Physical characteristics
- Source: Vellarimala
- • location: Western Ghats, Kerala, India
- • coordinates: 11°16′4.50″N 75°58′42.61″E﻿ / ﻿11.2679167°N 75.9785028°E
- • elevation: 1,544 meters
- • location: Chaliyar River, India
- • elevation: 0 m (0 ft)
- Length: 50 km (31 mi)approx.
- • location: mouth

Basin features
- • left: Chalippuzha
- • right: Cherupuzha

= Iruvanjippuzha =

Iruvazhanjippuzha, or Iruvanjipuzha, is a major tributary of River Chaliyar flowing in Kerala. It joins into Chaliyar at Koolimadu near Cheruvadi. Its major tributary is Chalippuzha, which joins with it about 3 km north of Thiruvambady town. Other tributaries are Muthappanpuzha (joining at Anakkampoyil), ulingappuzha (joining at Thiruvambadi) and Karamoola river (join at Mukkam). The famous Thusharagiri waterfall is in the Chalippuzha river. Every year, the Malabar River Festival happens in this river, which is recognized as the biggest Kayak event in Asia.

The villages of Anakkampoyil, Kandappanchal, Narangathode,Thiruvambady, Mukkam, Kodiyathur, Chennamangallur and Cheruvadi are on the banks of this river.

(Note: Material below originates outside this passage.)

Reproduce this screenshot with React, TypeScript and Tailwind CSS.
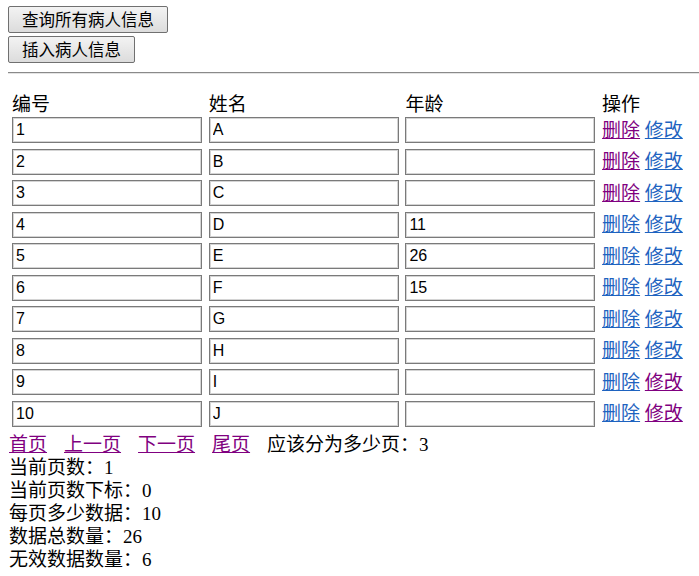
import React from 'react';

type Patient = { id: string; name: string; age: string; delVisited: boolean; editVisited: boolean };

const patients: Patient[] = [
  { id: '1', name: 'A', age: '', delVisited: true, editVisited: false },
  { id: '2', name: 'B', age: '', delVisited: true, editVisited: false },
  { id: '3', name: 'C', age: '', delVisited: true, editVisited: false },
  { id: '4', name: 'D', age: '11', delVisited: false, editVisited: false },
  { id: '5', name: 'E', age: '26', delVisited: false, editVisited: false },
  { id: '6', name: 'F', age: '15', delVisited: false, editVisited: false },
  { id: '7', name: 'G', age: '', delVisited: false, editVisited: false },
  { id: '8', name: 'H', age: '', delVisited: false, editVisited: false },
  { id: '9', name: 'I', age: '', delVisited: false, editVisited: true },
  { id: '10', name: 'J', age: '', delVisited: false, editVisited: true },
];

const SERIF = "font-['Liberation_Serif','Noto_Sans_CJK_SC',serif]";
const SANS = "font-['Noto_Sans_CJK_SC','Liberation_Sans',sans-serif]";

function Cell({ value }: { value: string }) {
  return (
    <input
      readOnly
      value={value}
      className="w-[190px] h-[26px] px-[3px] border border-[#7a7a7a] shadow-[inset_0_0_0_1px_#d4d4d4] bg-white text-[16px] text-black font-['Liberation_Sans',sans-serif] outline-none"
    />
  );
}

function Btn({ children }: { children: React.ReactNode }) {
  return (
    <button
      className={`h-[27px] px-[13px] border border-[#707070] rounded-[2px] bg-gradient-to-b from-[#f3f3f3] to-[#dcdcdc] text-[16.5px] leading-none text-black ${SANS}`}
    >
      {children}
    </button>
  );
}

export default function App() {
  const visited = 'text-[#800080] underline';
  const unvisited = 'text-[#1e63c0] underline';

  return (
    <div className={`min-h-screen bg-white text-black text-[19px] leading-[23px] ${SERIF}`}>
      {/* BUTTONS */}
      <div className="pt-[6px] pl-2 flex flex-col items-start gap-[3px]">
        <Btn>查询所有病人信息</Btn>
        <Btn>插入病人信息</Btn>
      </div>

      {/* DIVIDER */}
      <div className="ml-2 mt-[9px] border-t border-t-[#8a8a8a] border-b border-b-[#e4e4e4]" />

      {/* TABLE */}
      <div className="pl-[12px] mt-[13px]">
        <div className={`grid grid-cols-[190px_190px_190px_auto] gap-x-[6.7px] h-[30px] items-center ${SANS}`}>
          <span>编号</span>
          <span>姓名</span>
          <span>年龄</span>
          <span>操作</span>
        </div>
        <div className="flex flex-col gap-[5.5px]">
          {patients.map((p) => (
            <div key={p.id} className="grid grid-cols-[190px_190px_190px_auto] gap-x-[6.7px] items-center">
              <Cell value={p.id} />
              <Cell value={p.name} />
              <Cell value={p.age} />
              <span className="whitespace-nowrap">
                <a className={p.delVisited ? visited : unvisited}>删除</a>{' '}
                <a className={p.editVisited ? visited : unvisited}>修改</a>
              </span>
            </div>
          ))}
        </div>
      </div>

      {/* PAGINATION & STATS */}
      <div className="pl-[9px] mt-[6px]">
        <div>
          <a className="text-[#800080] underline mr-[17px]">首页</a>
          <a className="text-[#800080] underline mr-[17px]">上一页</a>
          <a className="text-[#800080] underline mr-[17px]">下一页</a>
          <a className="text-[#800080] underline mr-[17px]">尾页</a>
          <span>应该分为多少页：3</span>
        </div>
        <div>当前页数：1</div>
        <div>当前页数下标：0</div>
        <div>每页多少数据：10</div>
        <div>数据总数量：26</div>
        <div>无效数据数量：6</div>
      </div>
    </div>
  );
}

Naadan Premam (transl: Love in the Countryside), a major romantic novel by Malayalam writer S. K. Pottekkatt, is set in the backdrops of Iruvanjippuzha. The river is also mentioned in the film Ennu Ninte Moideen. In this film it shows how the real character dies B. P. Moideen after drowning in the Iruvanjippuzha River.

==Landslides in 2024==
In August 2024, an ISRO satellite image revealed that about 86,000 sq metres of land slipped away and the debris travelled 8 km along Iruvanjippuzha river during the 2024 landslides.